The new software conceit here is the horizontal swipe. Plotting a trip? Maps shows possible routes on the map; a banner at the bottom summarizes the current traffic and time to destination. Swipe the banner to see the next proposed route.
Look up "Italian restaurants?" A banner shows the ratings and average price for the first one; swipe to see the next restaurant's details, and the next.
And when you're navigating, the current driving instruction appears in a green banner; swipe it to look ahead at the next instruction. (Apple's navigation mode doesn't permit you to look as if you're looking down at the world from a plane, the type sizes of place names contribute to the sense of perspective. They get smaller as they get farther away.
So yes, Google Maps for iPhone is a home run. It is not, however, without its footnotes.
The biggest thing you give up is Siri integration. If you say to your iPhone, "Give me directions to the airport," Apple's Maps app opens automatically, your course charted. It takes more steps to get started in Google Maps.
And despite its superior design and fluidity, the iPhone version of Google Maps doesn't have all of the features of the Android version.

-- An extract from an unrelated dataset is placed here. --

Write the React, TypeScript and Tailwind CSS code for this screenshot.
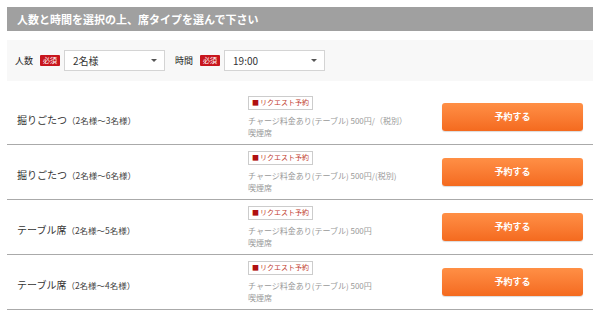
interface SeatType {
    id: number;
    name: string;
    capacity: string;
    charge: string;
    smoking: string;
}

const seats: SeatType[] = [
    { id: 1, name: "掘りごたつ", capacity: "（2名様〜3名様）", charge: "チャージ料金あり(テーブル) 500円/（税別）", smoking: "喫煙席" },
    { id: 2, name: "掘りごたつ", capacity: "（2名様〜6名様）", charge: "チャージ料金あり(テーブル) 500円/(税別)", smoking: "喫煙席" },
    { id: 3, name: "テーブル席", capacity: "（2名様〜5名様）", charge: "チャージ料金あり(テーブル) 500円", smoking: "喫煙席" },
    { id: 4, name: "テーブル席", capacity: "（2名様〜4名様）", charge: "チャージ料金あり(テーブル) 500円", smoking: "喫煙席" },
];

const Required = () => (
    <span className="ml-[7px] mr-[4px] inline-flex h-[11px] w-[20px] items-center justify-center rounded-[1px] bg-[#c8161d] text-[7px] leading-none text-white">
        必須
    </span>
);

const FakeSelect = ({ value }: { value: string }) => (
    <div className="flex h-[21px] w-[101px] items-center justify-between border border-[#d4d4d4] bg-white pl-[8px] pr-[7px] text-[10px] text-[#333]">
        <span>{value}</span>
        <span className="h-0 w-0 border-x-[3px] border-t-[3px] border-x-transparent border-t-[#555]"></span>
    </div>
);

export default function App() {
    return (
        <div className="min-h-[316px] w-[600px] bg-white px-[7px] pt-[7px] font-['Noto_Sans_CJK_JP',sans-serif]">
            <div className="flex h-[24px] items-center bg-[#a0a0a0] px-[10px] text-[11px] font-bold text-white">
                人数と時間を選択の上、席タイプを選んで下さい
            </div>

            <div className="mt-[9px] flex h-[41px] items-center bg-[#f8f8f8] pl-[8px] text-[9px] text-[#222]">
                <span>人数</span>
                <Required />
                <FakeSelect value="2名様" />
                <span className="ml-[10px]">時間</span>
                <Required />
                <FakeSelect value="19:00" />
            </div>

            <div className="mt-[9px]">
                {seats.map((s) => (
                    <div key={s.id} className="flex h-[55px] items-center border-b border-[#aaaaaa]">
                        <div className="w-[241px] pl-[10px] text-[#333]">
                            <span className="text-[10px]">{s.name}</span>
                            <span className="text-[8.5px] text-[#444]">{s.capacity}</span>
                        </div>
                        <div className="flex w-[194px] flex-col">
                            <div className="flex">
                                <span className="flex h-[14px] items-center border border-[#cccccc] px-[3px] text-[7px] leading-none text-[#c0392b]">
                                    <span className="mr-[1px] text-[#b01010]">■</span>リクエスト予約
                                </span>
                            </div>
                            <p className="mt-[5px] text-[8px] leading-[12px] text-[#999]">{s.charge}</p>
                            <p className="text-[8px] leading-[12px] text-[#999]">{s.smoking}</p>
                        </div>
                        <button className="flex h-[28px] w-[141px] items-center justify-center rounded-[3px] bg-gradient-to-b from-[#ff8f45] to-[#f46a1e] text-[9px] font-bold text-white shadow-[0_1px_1px_rgba(0,0,0,0.15)]">
                            予約する
                        </button>
                    </div>
                ))}
            </div>
        </div>
    );
}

It still doesn't let you download and store maps for use when you don't have an Internet connection. It doesn't have indoor maps (of shopping malls and airports, for example). And it doesn't have ads or pop-up offers. (I know - boohoo, right?)
Finally, although Google Maps runs fine on the iPad, it's just a blown-up version of the iPhone version. There's not yet an iPad-specific app.
Google says that goodies like those will be coming soon. But for a 1.0 app, created in the space of only a few months, Google Maps for iPhone is an astonishingly powerful, accurate, beautiful tool. For millions of iPhone owners, it's a drive in the right direction.